If you have any questions about this arrangement or would like to visit one of the villages, you can contact us on 1800 550 550. 

 


 

Lendlease Buys Waterbrook Retirement Resorts (Jan 2015)

Lendlease is delighted to announce we are the new owners of the Waterbrook Greenwich and Yowie Bay resorts. It’s a proud moment for Lendlease as we add two exclusive villages to our premium property offering.

The Lendlease team is fully committed to continuing the high level of service to ensure the comfort of Waterbrook residents is maintained. We will work closely with all stakeholders to ensure a smooth transition with minimal impact on residents and staff.

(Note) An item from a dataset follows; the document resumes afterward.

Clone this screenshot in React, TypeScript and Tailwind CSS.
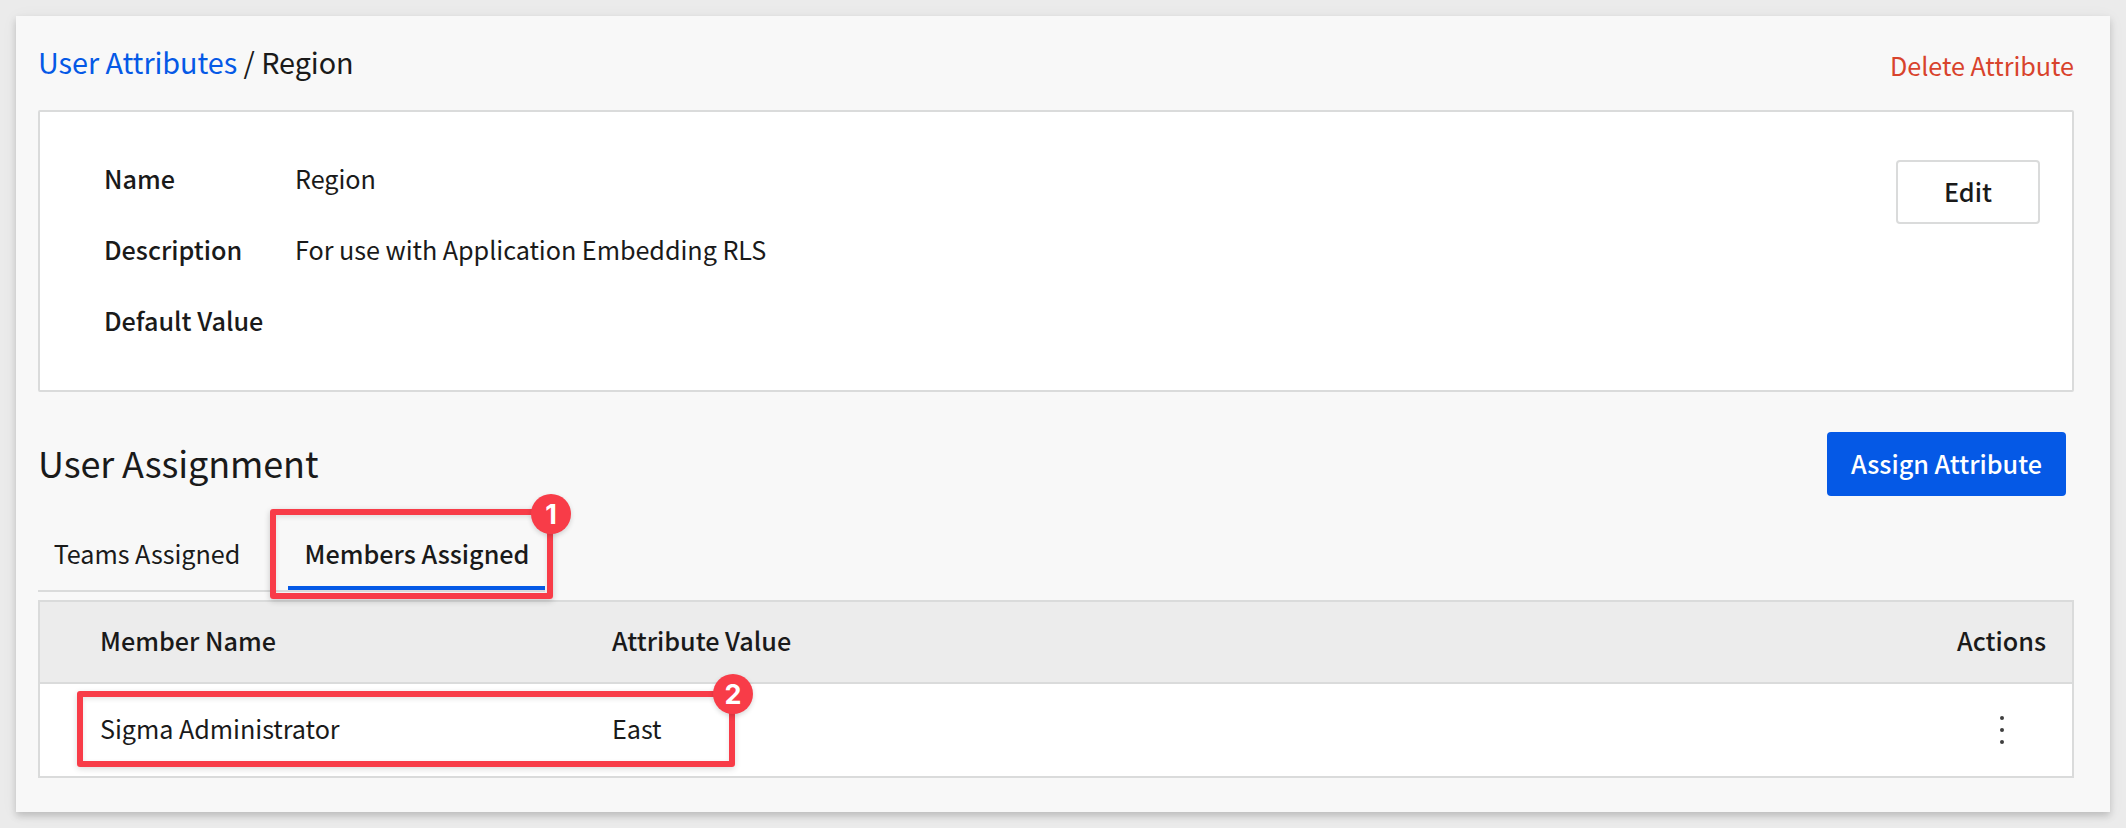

There will be no changes to village staff, facilities, activities or services – our priority is ensuring all Waterbrook residents and staff feel welcomed into the Lendlease family.

If you have any questions about this arrangement or would like to visit one of the villages, you can contact us on 1800 550 550. 

 


 

Lendlease welcomes Retirement Alliance villages to the family (Dec 2014)

In an exciting move for Lendlease, on 29 December 2014, Lendlease became the new owner of the five Retirement Alliance resorts:

  • Classic Residences Brighton, Victoria
  • Dee Why Gardens, New South Wales
  • Waverley Country Club, Victoria
  • Menzies Malvern, Victoria
  • Woodstock West, Western Australia.

To ensure a smooth transition of ownership and management at all five Retirement Alliance resorts, we will be working closely with Retirement Alliance Group staff in coming months. Our priority is ensuring Retirement Alliance staff and residents’ feel welcomed into the Lendlease family at every interaction.

With 78 retirement communities across Australia and New Zealand, Lendlease is Australasia’s leading owner and operator of retirement living communities, and has an established record of delivering quality services that will extend to our newest residents.